The school offers Bachelor's degrees in biomedical engineering, civil engineering, electrical engineering, mechanical engineering (all of them accredited by the Engineering Accreditation Commission -EAC- of the Accreditation Board for Engineering and Technology) and computer science.

== Graduate programs ==
Master of Science (M.S.) degrees are offered in biomedical engineering, civil and environmental engineering, engineering management, electrical engineering and computer science, materials science and engineering, and mechanical engineering, while Doctor of Philosophy (Ph.D.) degrees can be obtained in biomedical engineering, civil and environmental engineering, electrical engineering and computer science and mechanical engineering.

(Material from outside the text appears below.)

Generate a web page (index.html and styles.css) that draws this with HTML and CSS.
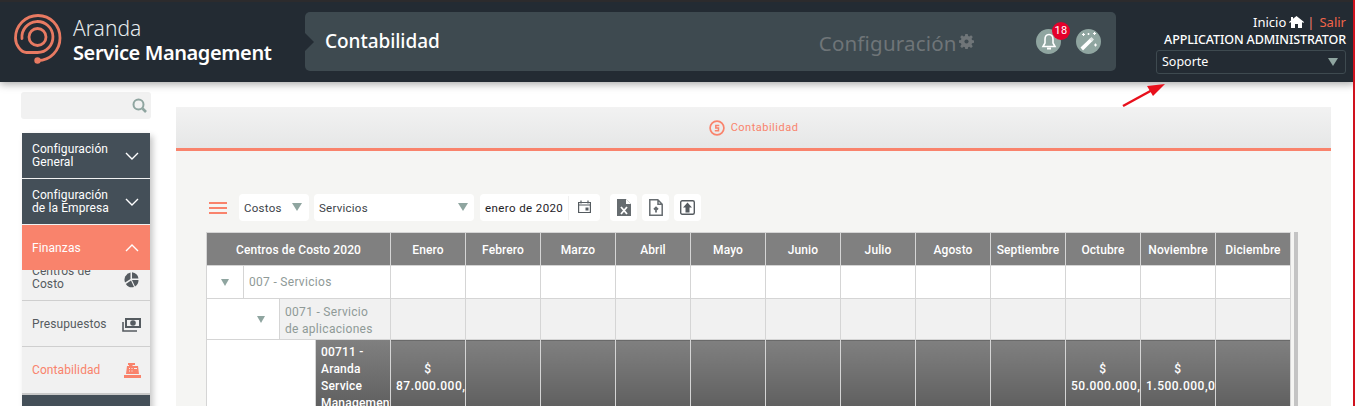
FILE: index.html
```html
<!DOCTYPE html>
<html lang="es">
<head>
<meta charset="utf-8">
<title>Contabilidad</title>
<link rel="stylesheet" href="styles.css">
</head>
<body>
<header class="topbar">
  <div class="brand">
    <svg class="logo" width="50" height="52" viewBox="0 0 50 52" fill="none" stroke="#e87a62" stroke-width="2.800" stroke-linecap="round">
      <circle cx="24.5" cy="24" r="8.5"/>
      <path d="M9 25.5A15.5 15.5 0 1 1 24.5 39.5H13.5C8 39.5 2.5 32 2.5 25 2.5 12.5 12.5 2.5 25 2.5S47 12.5 47 25 37 47.500 25 47.500"/>
      <circle cx="24.500" cy="47.500" r="3.200" fill="#e87a62" stroke="none"/>
    </svg>
    <div class="brand-text">
      <div class="brand-top">Aranda</div>
      <div class="brand-bottom">Service Management</div>
    </div>
  </div>
  <div class="title-panel">
    <span class="title">Contabilidad</span>
    <span class="config">Configuración<svg width="15" height="15" viewBox="0 0 16 16"><path fill="#6f7578" d="M6.700 0h2.600l.4 2.200 1.300.5 1.900-1.300 1.800 1.800-1.300 1.900.5 1.300 2.100.4v2.600l-2.100.4-.5 1.300 1.300 1.900-1.800 1.800-1.900-1.300-1.300.5-.4 2.100H6.700l-.4-2.100-1.300-.5-1.900 1.300-1.800-1.800 1.300-1.900-.5-1.300L0 9.300V6.700l2.100-.4.5-1.300-1.300-1.900 1.800-1.800L5 2.700l1.300-.5z"/><circle cx="8" cy="8" r="2.200" fill="#3e4a50"/></svg></span>
    <span class="round-btn bell">
      <svg width="16" height="18" viewBox="0 0 16 18" fill="none" stroke="#fff" stroke-width="1.600"><path d="M8 1.500C5 1.500 4 4 4 6.500V10L2 13.500H14L12 10V6.500C12 4 11 1.500 8 1.500Z"/><path d="M6 15.500H10" stroke-width="2"/></svg>
      <span class="badge">18</span>
    </span>
    <span class="round-btn">
      <svg width="19" height="19" viewBox="0 0 19 19"><path d="M1.500 15.500L11.500 6l2.500 2.500-10 10Z" fill="#fff"/><path d="M10.500 7l2-2 2.500 2.500-2 2Z" fill="#dfe6e4"/><path d="M3 2.500h3M4.500 1v3M14 1.500h3M15.500 0v3M15 13h3M16.500 11.500v3M8.500 2h2M9.500 1v2" stroke="#fff" stroke-width="1.100"/></svg>
    </span>
  </div>
  <div class="user-box">
    <div class="links">Inicio <svg width="15" height="12" viewBox="0 0 15 12"><path fill="#fff" d="M7.500 0L15 6l-.8.900L13 6v6H9V8H6v4H2V6L.8 6.900 0 6l2-1.600V1h2v1.800z"/></svg><span class="sep">|</span><span class="exit">Salir</span></div>
    <div class="user-name">APPLICATION ADMINISTRATOR</div>
    <div class="role">Soporte<span class="tri role-tri"></span></div>
  </div>
</header>

<div class="layout">
  <aside class="sidebar">
    <div class="search">
      <svg width="15" height="15" viewBox="0 0 15 15" fill="none" stroke="#8fa5a0" stroke-width="2"><circle cx="6.500" cy="6.500" r="5"/><path d="M10.500 10.500L14 14" stroke-width="2.600"/></svg>
    </div>
    <nav class="menu">
      <div class="menu-head"><span>Configuración<br>General</span><svg class="chev" width="14" height="8" viewBox="0 0 14 8" fill="none" stroke="#fff" stroke-width="1.400"><path d="M1 1l6 6 6-6"/></svg></div>
      <div class="menu-head"><span>Configuración<br>de la Empresa</span><svg class="chev" width="14" height="8" viewBox="0 0 14 8" fill="none" stroke="#fff" stroke-width="1.400"><path d="M1 1l6 6 6-6"/></svg></div>
      <div class="menu-head open"><span>Finanzas</span><svg class="chev" width="14" height="8" viewBox="0 0 14 8" fill="none" stroke="#fff" stroke-width="1.400"><path d="M1 7l6-6 6 6"/></svg></div>
      <div class="sub clipped"><span>Centros de<br>Costo</span>
        <svg width="16" height="16" viewBox="0 0 16 16" fill="#555b60"><path d="M7.500 0.500V7L2 10.500A7.500 7.500 0 0 1 7.500 .5Z"/><path d="M9 .300A7.500 7.500 0 0 1 15.500 6.500H9Z"/><path d="M9 8h6.500A7.500 7.500 0 0 1 12 14.500Z"/><path d="M8 8.500l3 6.500A7.500 7.500 0 0 1 2.800 12Z"/></svg>
      </div>
      <div class="sub"><span>Presupuestos</span>
        <svg width="19" height="14" viewBox="0 0 19 14"><path fill="#555b60" d="M3 0h16v10H3zM5 2v6h12V2z"/><circle cx="11" cy="5" r="2.800" fill="#555b60"/><path fill="none" stroke="#555b60" stroke-width="1.600" d="M1 4v9h14"/></svg>
      </div>
      <div class="sub active"><span>Contabilidad</span>
        <svg width="17" height="15" viewBox="0 0 17 15" fill="#f9836c"><path d="M4 0h7v2H8.500v1H14l1 8H2l1-8h2V2H4z"/><path d="M0 12h17v3H0z"/><path d="M5 5h1v1H5zM7.500 5h1v1h-1zM5 7.500h1v1H5zM7.500 7.500h1v1h-1zM10 5h3v1h-3z" fill="#f1f1f1"/></svg>
      </div>
      <div class="menu-head tail"></div>
    </nav>
  </aside>

  <main class="panel">
    <div class="tab">
      <svg width="16" height="16" viewBox="0 0 16 16" fill="none" stroke="#f9836c"><circle cx="8" cy="8" r="6.900" stroke-width="1.700"/><path d="M10.300 5.500H6.800V8H9.500V10.700H5.800" stroke-width="1.500"/></svg>
      <span>Contabilidad</span>
    </div>
    <div class="content">
      <div class="toolbar">
        <div class="burger"><i></i><i></i><i></i></div>
        <div class="field f-costos">Costos<span class="tri"></span></div>
        <div class="field f-serv">Servicios<span class="tri"></span></div>
        <div class="field f-date"><span class="date-text">enero de 2020</span>
          <span class="cal"><svg width="13" height="13" viewBox="0 0 13 13" fill="none" stroke="#555b60" stroke-width="1.200"><path d="M.6 2.500h11.800v10H.6zM.6 5h11.800M3 .5v3M10 .5v3"/><path d="M7.500 7.500h3v3h-3z" fill="#555b60" stroke="none"/></svg></span>
        </div>
        <div class="tool">
          <svg width="14" height="17" viewBox="0 0 14 17"><path fill="#666c70" d="M0 0h9l5 5v12H0z"/><path d="M4 8l6 7M10 8l-6 7" stroke="#fff" stroke-width="1.800"/><path d="M9 0v5h5" fill="#fff"/></svg>
        </div>
        <div class="tool">
          <svg width="14" height="17" viewBox="0 0 14 17" fill="none" stroke="#666c70" stroke-width="1.500"><path d="M.8.800h8l4.400 4.400v11H.8zM9 .8v4.400h4.200"/><path d="M7 13.500V9M5 10.500l2-2 2 2" stroke-width="1.800"/></svg>
        </div>
        <div class="tool">
          <svg width="15" height="15" viewBox="0 0 15 15"><rect x=".7" y=".7" width="13.600" height="13.600" rx="1.500" fill="none" stroke="#555b60" stroke-width="1.400"/><path d="M7.500 2.500l4.500 5H9.500v5h-4v-5H3z" fill="#555b60"/></svg>
        </div>
      </div>

      <div class="grid-wrap">
        <table class="grid">
          <thead>
            <tr>
              <th class="col-name">Centros de Costo 2020</th>
              <th>Enero</th><th>Febrero</th><th>Marzo</th><th>Abril</th><th>Mayo</th><th>Junio</th><th>Julio</th><th>Agosto</th><th>Septiembre</th><th>Octubre</th><th>Noviembre</th><th>Diciembre</th>
            </tr>
          </thead>
          <tbody>
            <tr class="lvl1">
              <td class="tree"><div class="tree-row"><span class="arrow"><span class="tri small"></span></span><span class="tree-cell">007 - Servicios</span></div></td>
              <td></td><td></td><td></td><td></td><td></td><td></td><td></td><td></td><td></td><td></td><td></td><td></td>
            </tr>
            <tr class="lvl2">
              <td class="tree"><div class="tree-row"><span class="indent"></span><span class="arrow"><span class="tri small"></span></span><span class="tree-cell">0071 - Servicio de aplicaciones</span></div></td>
              <td></td><td></td><td></td><td></td><td></td><td></td><td></td><td></td><td></td><td></td><td></td><td></td>
            </tr>
            <tr class="lvl3">
              <td class="tree"><div class="tree-row"><span class="indent3"></span><span class="tree-cell">00711 - Aranda Service Management</span></div></td>
              <td><div class="amount"><div class="amount-in">$<br>87.000.000,00</div></div></td><td></td><td></td><td></td><td></td><td></td><td></td><td></td><td></td>
              <td><div class="amount"><div class="amount-in">$<br>50.000.000,00</div></div></td><td><div class="amount"><div class="amount-in">$<br>1.500.000,00</div></div></td><td></td>
            </tr>
          </tbody>
        </table>
        <div class="vscroll"></div>
      </div>
    </div>
  </main>
</div>

<svg class="annot" width="46" height="26" viewBox="0 0 46 26"><path d="M2 24L34 6.500" stroke="#e8101c" stroke-width="2.500"/><path d="M44 2L26 4l6 10z" fill="#e8101c"/></svg>
<div class="edge"></div>
</body>
</html>
```
FILE: styles.css
```css
* { box-sizing: border-box; }
html, body { margin: 0; height: 406px; overflow: hidden; background: #fff; }
body { font-family: Roboto, "Liberation Sans", sans-serif; position: relative; }

.topbar {
  height: 82px;
  background: #232b33;
  border-top: 2px solid #2c2b2d;
  box-shadow: 0 2px 8px rgba(0,0,0,.35);
  display: flex;
  align-items: flex-start;
  color: #fff;
  font-family: "Noto Sans", sans-serif;
  position: relative;
  z-index: 2;
}
.brand { width: 305px; display: flex; padding: 11px 0 0 13px; flex: none; }
.logo { flex: none; }
.brand-text { margin-left: 10px; margin-top: 3px; }
.brand-top { font-size: 21px; font-weight: 300; line-height: 24px; color: #e6ecef; }
.brand-bottom { font-size: 20px; font-weight: 600; line-height: 24px; margin-top: 1px; letter-spacing: -.4px; white-space: nowrap; }

.title-panel {
  width: 811px; height: 59px; margin-top: 10px;
  background: #3e4a50; border-radius: 5px;
  display: flex; align-items: center; padding-left: 20px;
  position: relative; flex: none;
}
.title-panel::before {
  content: ""; position: absolute; left: 0; top: 21px;
  border-left: 9px solid #232b33;
  border-top: 9px solid transparent; border-bottom: 9px solid transparent;
}
.title { font-size: 19px; font-weight: 500; letter-spacing: -.05px; padding-bottom: 2px; }
.config { margin-left: 379px; font-size: 20.500px; color: #6f7578; display: flex; align-items: flex-start; letter-spacing: .2px; width: 218px; white-space: nowrap; padding-top: 3px; }
.config svg { margin: 5px 0 0 2px; }
.round-btn {
  width: 25px; height: 25px; border-radius: 50%; background: #8fa5a0;
  display: flex; align-items: center; justify-content: center; flex: none;
  position: relative; margin-right: 15px;
}
.badge {
  position: absolute; left: 16px; top: -7px; width: 18px; height: 18px; border-radius: 50%;
  background: #e4002b; color: #fff; font-size: 11px; line-height: 18px; text-align: center;
  font-family: Roboto, sans-serif; letter-spacing: .4px;
}
.user-box { width: 190px; margin-left: 40px; text-align: right; font-size: 13px; padding-top: 11px; flex: none; }
.links { line-height: 18px; display: flex; justify-content: flex-end; align-items: center; gap: 3px; }
.sep { color: #f9836c; margin: 0 2px 0 0; }
.exit { color: #f0654a; }
.user-name { font-size: 12.500px; font-weight: 500; line-height: 18px; letter-spacing: -.12px; white-space: nowrap; }
.role {
  height: 24px; margin-top: 1px; border: 1px solid #3e4a50; border-radius: 3px; text-align: left;
  padding-left: 5px; line-height: 21px; font-size: 12.500px; position: relative;
}
.tri { width: 0; height: 0; border-left: 5.500px solid transparent; border-right: 5.500px solid transparent; border-top: 8px solid #8fa5a0; display: inline-block; }
.role-tri { position: absolute; right: 7px; top: 7px; }

.layout { display: flex; height: 324px; align-items: flex-start; }
.sidebar { width: 130px; margin-left: 21px; flex: none; padding-top: 10px; }
.search { height: 27px; background: #f1f1f1; border-radius: 3px; display: flex; align-items: center; justify-content: flex-end; padding-right: 4px; }
.menu { margin: 14px 1px 0; background: #f1f1f1; box-shadow: 3px 3px 6px rgba(0,0,0,.22); font-size: 12px; letter-spacing: .1px; }
.menu-head {
  height: 45px; background: #444f58; color: #fff; display: flex; align-items: center; justify-content: space-between;
  padding: 0 11px 0 10px; line-height: 13px; margin-bottom: 1px;
}
.menu-head.open { background: #f9836c; margin-bottom: 0; padding-top: 2px; }
.menu-head.open .chev { margin-top: -1px; }
.menu-head.tail { margin: 0; height: 20px; }
.sub {
  height: 46px; background: #f1f1f1; color: #555b60; display: flex; align-items: center; justify-content: space-between;
  padding: 2px 9px 0 10px; border-bottom: 1px solid #cfcfcf; line-height: 13px;
}
.sub.clipped { height: 31px; align-items: flex-end; padding: 0 10px 9px; overflow: hidden; }
.sub.clipped svg { margin-bottom: 3px; margin-right: 1px; }
.sub.active { color: #f9836c; height: 48px; padding-top: 0; border-bottom: 2px solid #c9c9c9; }

.panel { width: 1155px; margin-left: 25px; margin-top: 25px; flex: none; }
.tab {
  height: 44px; border-bottom: 3px solid #f9836c;
  background: linear-gradient(#f2f2f2, #e6e7e7);
  display: flex; align-items: center; justify-content: center; gap: 6px;
  font-size: 11px; color: #f9836c; letter-spacing: .5px;
}
.content { background: #f5f5f3; height: 300px; padding: 42px 0 0 30px; }
.toolbar { display: flex; align-items: center; height: 29px; font-size: 11.500px; letter-spacing: .25px; }
.burger { width: 18px; margin-left: 3px; margin-right: 12px; display: flex; flex-direction: column; gap: 3px; }
.burger i { display: block; height: 2px; background: #f9836c; }
.field { height: 27px; background: #fff; border-radius: 4px; display: flex; align-items: center; justify-content: space-between; padding: 0 5px; color: #3c4248; }
.field .tri { margin-bottom: 1px; }
.f-costos { width: 70px; padding-right: 7px; margin-right: 5px; }
.f-serv { width: 160px; padding-right: 6px; margin-right: 6px; }
.f-date { width: 120px; margin-right: 10px; color: #1f2328; padding-right: 0; font-size: 11.500px; letter-spacing: .4px; }
.cal { width: 32px; height: 24px; border-left: 1px solid #f0f0f0; display: flex; align-items: center; justify-content: center; flex: none; padding-bottom: 2px; }
.tool { width: 27px; height: 27px; background: #fff; border-radius: 4px; margin-right: 5px; display: flex; align-items: center; justify-content: center; }

.grid-wrap { margin-top: 10px; display: flex; width: 1092px; }
.grid { width: 1084px; table-layout: fixed; border-collapse: collapse; font-size: 12px; flex: none; }
.grid th, .grid td { border: 1px solid #d5d5d5; padding: 0; }
.grid th { width: 75px; height: 33px; padding-top: 2px; background: #808080; color: #fff; font-weight: 500; letter-spacing: .1px; }
.grid th.col-name { width: 184px; }
.grid td { background: #fff; }
.tree { vertical-align: top; }
.tree-row { display: flex; height: 100%; min-height: 32px; }
.arrow { width: 36px; flex: none; display: flex; align-items: center; justify-content: center; }
.tri.small { border-left-width: 4.500px; border-right-width: 4.500px; border-top-width: 7px; }
.indent { width: 36px; flex: none; }
.indent3 { width: 108px; flex: none; }
.tree-cell { flex: 1; min-width: 0; padding: 0 10px 0 5px; border-left: 1px solid #d5d5d5; display: flex; align-items: center; color: #8f9a97; line-height: 17px; letter-spacing: .3px; }
.lvl1 td { height: 33px; }
.lvl1 .tree-row { height: 32px; }
.lvl2 td { height: 41px; background: #f1f1f1; }
.grid .lvl2 td.tree { background: #fff; }
.lvl2 .tree-row { height: 40px; }
.lvl2 .tree-cell { background: #f1f1f1; padding-top: 3px; }
.lvl3 td { height: 90px; background: linear-gradient(#808080, #545454); color: #fff; vertical-align: top; }
.grid .lvl3 td.tree { background: #fff; }
.lvl3 .tree-row { height: 90px; }
.lvl3 .tree-cell { background: linear-gradient(#808080, #545454); color: #fff; font-weight: 500; align-items: flex-start; padding: 4px 0 0 5px; overflow: hidden; letter-spacing: .2px; }
.amount { overflow: hidden; }
.amount-in { padding: 21px 5px 0; line-height: 17px; text-align: center; font-weight: 500; white-space: nowrap; letter-spacing: .5px; }
.vscroll { width: 4px; height: 200px; margin-left: 3px; background: #c4c4c4; flex: none; }

.annot { position: absolute; left: 1121px; top: 82px; z-index: 3; }
.edge { position: absolute; right: 0; top: 0; width: 2px; height: 406px; background: #d0121e; z-index: 4; }
```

== Foreign partnerships ==
The school runs a dual-degree program with Marche Polytechnic University (Italy) that allows students in biomedical or environmental engineering to obtain two master's degrees.

== Alumni ==
=== Engineering Distinguished Alumni Award ===
- Melvin G. Williams, Jr., M.S.E. 1984. Former associate deputy secretary of energy.
- Get Moy, B.C.E. 1974. Director of installations requirements and management for the U.S. Department of Defense.
- Letitia A. Long, M.S.E. 1988. Former director of the National Geospatial-Intelligence Agency.

=== Alumni Wall of Fame ===
The Catholic University School of Engineering honors alumni of the school at the Alumni Wall of Fame since 2008. Nominees are presented by the School of Engineering Executive Committee to the dean.

- Michael D. Griffin, M.S.E.'74. Administrator of NASA from 2005 to 2009.
- Paul G. Gaffney II, M.S.E.'70. President of Monmouth University and former president of the National Defense University.
- Michael W. Michalak, M.S.E.'73. United States Ambassador to Vietnam.
- James A. Wilding, B.C.E.'59. Former President/CEO of the Metropolitan Washington Airports Authority.
- Charles H. Kaman, '40. Founder of Kaman Aircraft Company.
- Donald A. Lamontagne, B.S.E. 1969. Former commander of Air University.